Pushers and Leaders, Part 1: How to Handle Power Delegates in Caucus

by KFC on September 20, 2008

Standing around with other people during unmoderated caucus, do you ever notice those delegates who purposefully try to dominate the conversation? They talk as much as they can, shout down anyone else who tries to speak, and they become even more annoying when the chair walks nearby. These delegates think that talking a lot scores them points with the chair, earns them a leadership role amongst their fellow delegates, and ultimately will help them win an award.

A bad chair, who doesn’t actually know what’s going on in committee, and only sees one person talking, may think that this delegate is in control. But in reality, these power delegates just alienate everyone else and earn no respect from fellow delegates. They try so hard to win by dominating everyone else and write the resolution on their own, when most of the time, they just end up in a caucus bloc with other power delegates who are ironically thinking the same thing. They believe they’re leading the caucus and winning the committee, but they actually prevent any real work from getting done.

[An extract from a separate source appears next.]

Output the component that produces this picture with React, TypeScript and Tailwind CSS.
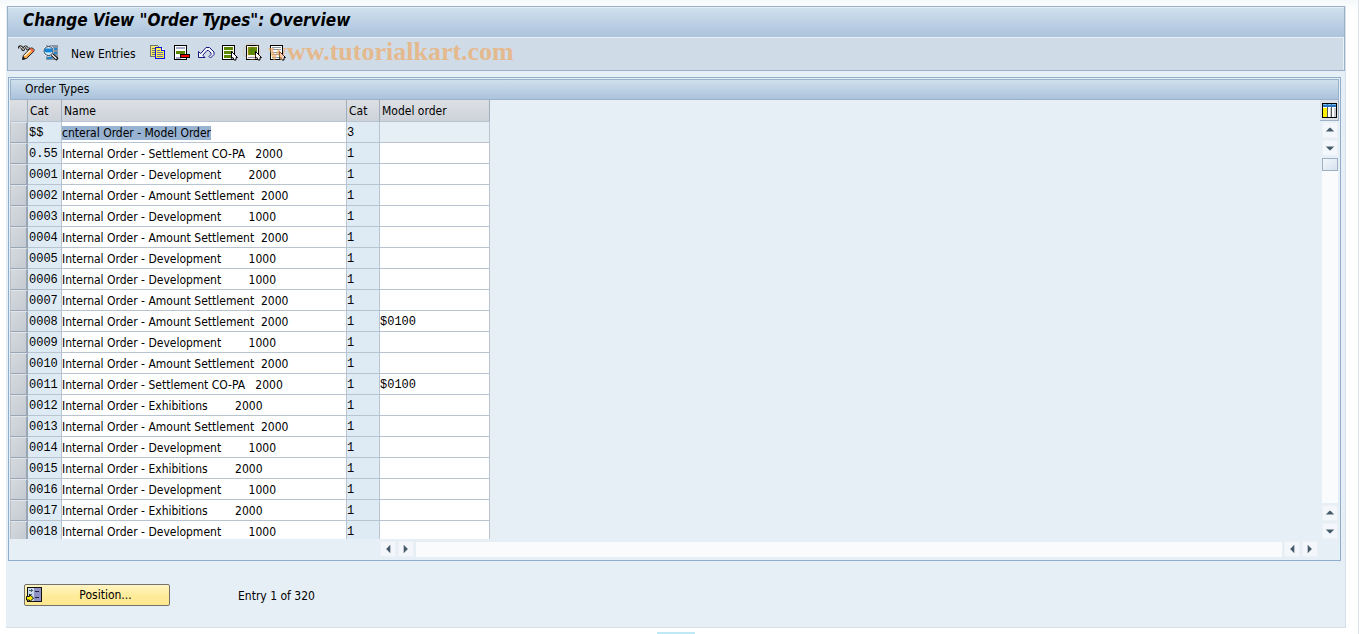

Here’s a quick tip for handling a power delegate that isolates them, lets other people speak, and makes you look good in the process. (Note that this applies moreso to the beginning of a conference when everyone is still trying to get to know one another, it still has general applications)

Let the power delegate speak for a little bit and let him make his point, listening politely like you would for any other person. As soon as he’s done with his point, he’ll most likely to attempt to keep rambling on and make additional incoherent points without listening to other people. This is his attempt to assert dominance. Power delegate: “The US believes we should send in troops. And then hold elections. And then start an education program. Education, education, education, blah blah blah…”

But before he can launch into a one-man show that wastes everyone else’s time, cut him off–by asking him a question. (Huh? Won’t this make talk more? Keep reading…) Direct it specifically at him; ask him to rephrase or clarify something he said. He might not expect this; he’s most likely used to just plowing ahead. But he’ll most likely take this as an opportunity to keep talking; you asked him a question, after all. You: “Excuse me, US, but what kind of education program did you have in mind?”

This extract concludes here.